'''

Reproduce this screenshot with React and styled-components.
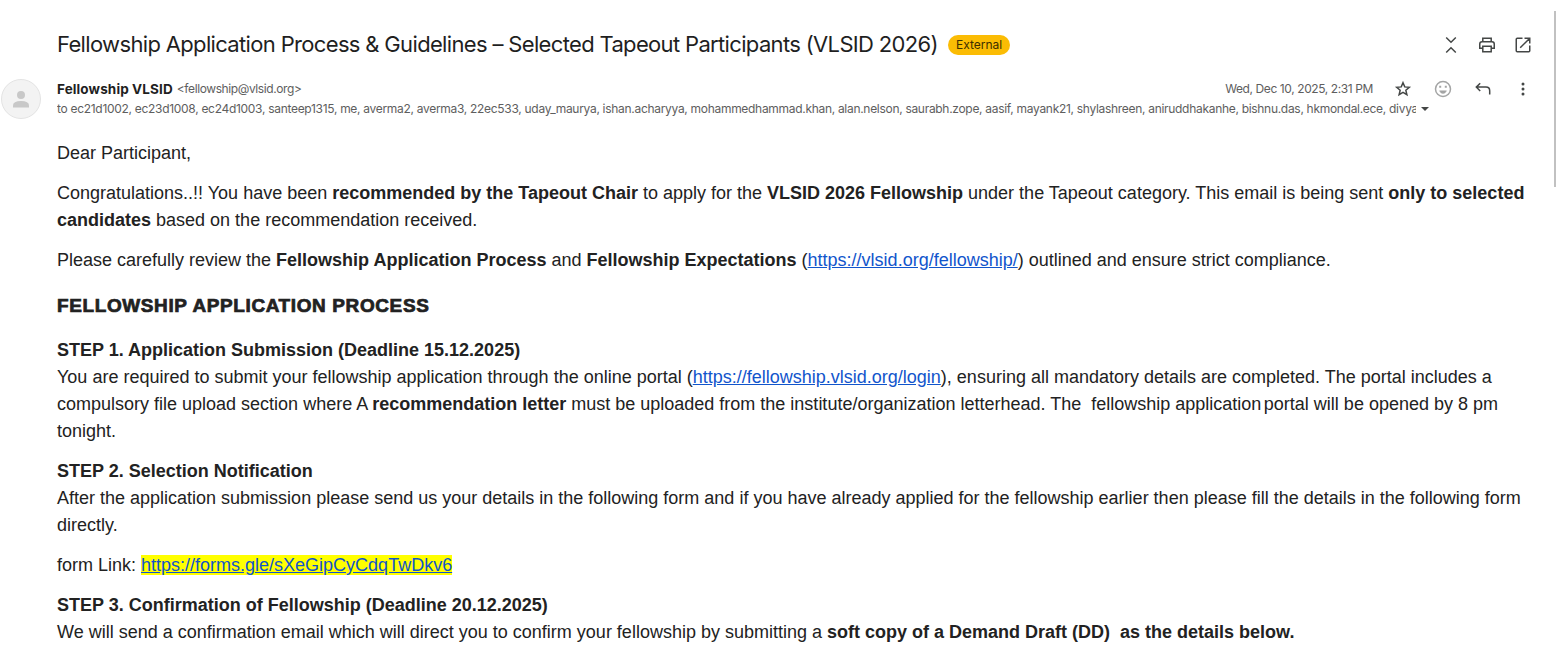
import React from 'react'
import styled, { createGlobalStyle } from 'styled-components'

const GlobalStyle = createGlobalStyle`
  body {
    margin: 0;
    background: #fff;
    overflow: hidden;
  }
`

const sans = '"Liberation Sans", Arial, sans-serif'
const ui = 'Inter, "Open Sans", sans-serif'

const Page = styled.div`
  display: flex;
  width: 1556px;
  height: 656px;
  overflow: hidden;
  color: #222;
  font-family: ${sans};
`

const Message = styled.main`
  flex: 1;
  min-width: 0;
  padding-top: 29px;
`

const SubjectRow = styled.header`
  display: flex;
  align-items: center;
  height: 32px;
  padding: 0 21px 0 57px;
`

const Subject = styled.h1`
  margin: 0;
  padding-bottom: 2px;
  color: #1f1f1f;
  font: 400 22px/28px ${ui};
  letter-spacing: -0.66px;
  white-space: nowrap;
`

const Label = styled.span`
  margin-left: 10px;
  padding: 0 8px;
  border-radius: 10px;
  background: #fbbc04;
  color: #3d2e00;
  font: 400 12px/20px ${ui};
`

const Actions = styled.div`
  display: flex;
  gap: ${props => props.$gap}px;
  margin-left: ${props => props.$push ? 'auto' : 0};
`

const Icon = styled.svg`
  display: block;
  width: 20px;
  height: 20px;
  fill: none;
  stroke: ${props => props.$color || '#444746'};
  stroke-width: 1.5;
`

const SenderRow = styled.section`
  display: flex;
  height: 60px;
  padding-top: 17px;
`

const Avatar = styled.svg`
  flex: none;
  width: 40px;
  height: 40px;
  margin: 1px 16px 0 1px;
`

const Details = styled.div`
  flex: 1;
  min-width: 0;
  padding: 1px 21px 0 0;
`

const DetailLine = styled.div`
  display: flex;
  align-items: center;
  height: 20px;
  color: #5e5e5e;
  font: 400 12px/20px ${ui};
  white-space: nowrap;
`

const Sender = styled.span`
  color: #1f1f1f;
  font-size: 13.5px;
  font-weight: 700;
  letter-spacing: 0.12px;
`

const Address = styled.span`
  margin-left: 4px;
  letter-spacing: -0.4px;
`

const SentAt = styled.span`
  margin-left: auto;
  margin-right: 20px;
  letter-spacing: -0.4px;
`

const Recipients = styled.span`
  width: 1359px;
  overflow: hidden;
  letter-spacing: -0.3px;
`

const Caret = styled.span`
  margin-left: 5px;
  border: 4px solid transparent;
  border-top-color: #444746;
  border-bottom: 0;
`

const Body = styled.article`
  padding: 2px 0 0 57px;
  font-size: 18px;
  line-height: 27px;
  white-space: nowrap;

  p {
    margin: 0 0 13px;
  }

  a {
    color: #1155cc;
  }
`

const Heading = styled.h2`
  width: max-content;
  margin: 0;
  padding: 6px 0 17px;
  font: 700 18px/27px ${sans};
  letter-spacing: 0.6px;
  transform: scaleX(1.053);
  transform-origin: left;
  -webkit-text-stroke: 0.7px #222;
`

const Line = styled.span`
  display: block;
  width: max-content;
`

const TightSpace = styled.span`
  letter-spacing: -2.5px;
`

const Marked = styled.a`
  background: #ff0;
`

const Scrollbar = styled.div`
  width: 2px;
  height: 176px;
  margin-top: 11px;
  background: #c1c1c1;
`

const recipients = [
  'ec21d1002', 'ec23d1008', 'ec24d1003', 'santeep1315', 'me', 'averma2', 'averma3',
  '22ec533', 'uday_maurya', 'ishan.acharyya', 'mohammedhammad.khan', 'alan.nelson',
  'saurabh.zope', 'aasif', 'mayank21', 'shylashreen', 'aniruddhakanhe', 'bishnu.das',
  'hkmondal.ece', 'divya'
]

const App = () => (
  <Page>
    <GlobalStyle />
    <Message>
      <SubjectRow>
        <Subject>Fellowship Application Process &amp; Guidelines – Selected Tapeout Participants (VLSID 2026)</Subject>
        <Label>External</Label>
        <Actions $gap={16} $push>
          <Icon viewBox='0 0 20 20'><path d='M5.2 2.500 10 7.200l4.800-4.700M5.200 17.500 10 12.800l4.800 4.700' /></Icon>
          <Icon viewBox='0 0 20 20'>
            <path d='M5.800 6.500V3.250h8.400V6.500M5.500 13.250H2.750V9Q2.750 6.750 5 6.750h10Q17.250 6.750 17.250 9v4.250H14.500M5.800 11.250h8.400v5.500H5.800z' />
          </Icon>
          <Icon viewBox='0 0 20 20'><path d='M9.500 3.250H4.250q-1 0-1 1v11.500q0 1 1 1h11.500q1 0 1-1V10.500M11.500 3.250h5.250v5.250M16.500 3.500 7.200 12.800' /></Icon>
        </Actions>
      </SubjectRow>
      <SenderRow>
        <Avatar viewBox='0 0 40 40'>
          <circle cx='20' cy='20' r='19.500' fill='#f3f3f3' stroke='#e3e3e3' />
          <circle cx='20' cy='16' r='4' fill='#c8c8c8' />
          <path d='M12 28.500v-2q0-4.500 8-4.500t8 4.500v2z' fill='#c8c8c8' />
        </Avatar>
        <Details>
          <DetailLine>
            <Sender>Fellowship VLSID</Sender>
            <Address>&lt;fellowship@vlsid.org&gt;</Address>
            <SentAt>Wed, Dec 10, 2025, 2:31 PM</SentAt>
            <Actions $gap={20}>
              <Icon viewBox='0 0 20 20'>
                <path d='m10 3.700 1.750 4.200 4.550.4-3.450 3 1.050 4.450L10 13.400l-3.900 2.350 1.050-4.450-3.450-3 4.550-.4z' />
              </Icon>
              <Icon viewBox='0 0 20 20' $color='#a4a5a5'>
                <circle cx='10' cy='10' r='7.500' />
                <path d='M6.500 11.800h7q-1 2.700-3.500 2.700t-3.500-2.700z' fill='#a4a5a5' strokeWidth='0.500' />
                <path d='M7.200 6.800v2M12.800 6.800v2' strokeWidth='2' />
              </Icon>
              <Icon viewBox='0 0 20 20'><path d='M7.200 4.200 3.300 8.100l3.900 3.900M3.300 8.100H13q3.700 0 3.700 3.700v3.700' /></Icon>
              <Icon viewBox='0 0 20 20' $color='none'>
                <g fill='#444746'>
                  <circle cx='10' cy='5' r='1.500' />
                  <circle cx='10' cy='10' r='1.500' />
                  <circle cx='10' cy='15' r='1.500' />
                </g>
              </Icon>
            </Actions>
          </DetailLine>
          <DetailLine>
            <Recipients>to {recipients.join(', ')}</Recipients>
            <Caret />
          </DetailLine>
        </Details>
      </SenderRow>
      <Body>
        <p><Line>Dear Participant,</Line></p>
        <p>
          <Line>Congratulations..!! You have been <b>recommended by the Tapeout Chair</b> to apply for the <b>VLSID 2026 Fellowship</b> under the Tapeout category. This email is being sent <b>only to selected</b></Line>
          <Line><b>candidates</b> based on the recommendation received.</Line>
        </p>
        <p>
          <Line>Please carefully review the <b>Fellowship Application Process</b> and <b>Fellowship Expectations</b> (<a href='#fellowship'>https://vlsid.org/fellowship/</a>) outlined and ensure strict compliance.</Line>
        </p>
        <Heading>FELLOWSHIP APPLICATION PROCESS</Heading>
        <p>
          <Line><b>STEP 1. Application Submission (Deadline 15.12.2025)</b></Line>
          <Line>You are required to submit your fellowship application through the online portal (<a href='#login'>https://fellowship.vlsid.org/login</a>), ensuring all mandatory details are completed. The portal includes a</Line>
          <Line>compulsory file upload section where A <b>recommendation letter</b> must be uploaded from the institute/organization letterhead. The&nbsp; fellowship application<TightSpace> </TightSpace>portal will be opened by 8 pm</Line>
          <Line>tonight.</Line>
        </p>
        <p>
          <Line><b>STEP 2. Selection Notification</b></Line>
          <Line>After the application submission please send us your details in the following form and if you have already applied for the fellowship earlier then please fill the details in the following form</Line>
          <Line>directly.</Line>
        </p>
        <p><Line>form Link: <Marked href='#form'>https://forms.gle/sXeGipCyCdqTwDkv6</Marked></Line></p>
        <p>
          <Line><b>STEP 3. Confirmation of Fellowship (Deadline 20.12.2025)</b></Line>
          <Line>We will send a confirmation email which will direct you to confirm your fellowship by submitting a <b>soft copy of a Demand Draft (DD)&nbsp; as the details below.</b></Line>
        </p>
      </Body>
    </Message>
    <Scrollbar />
  </Page>
)

export default App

'''

▸ DIRECTIONS: Copy all lines in the listing above where the string "React" appears.

▸ EXPECTED OUTPUT:
Reproduce this screenshot with React and styled-components.
import React from 'react'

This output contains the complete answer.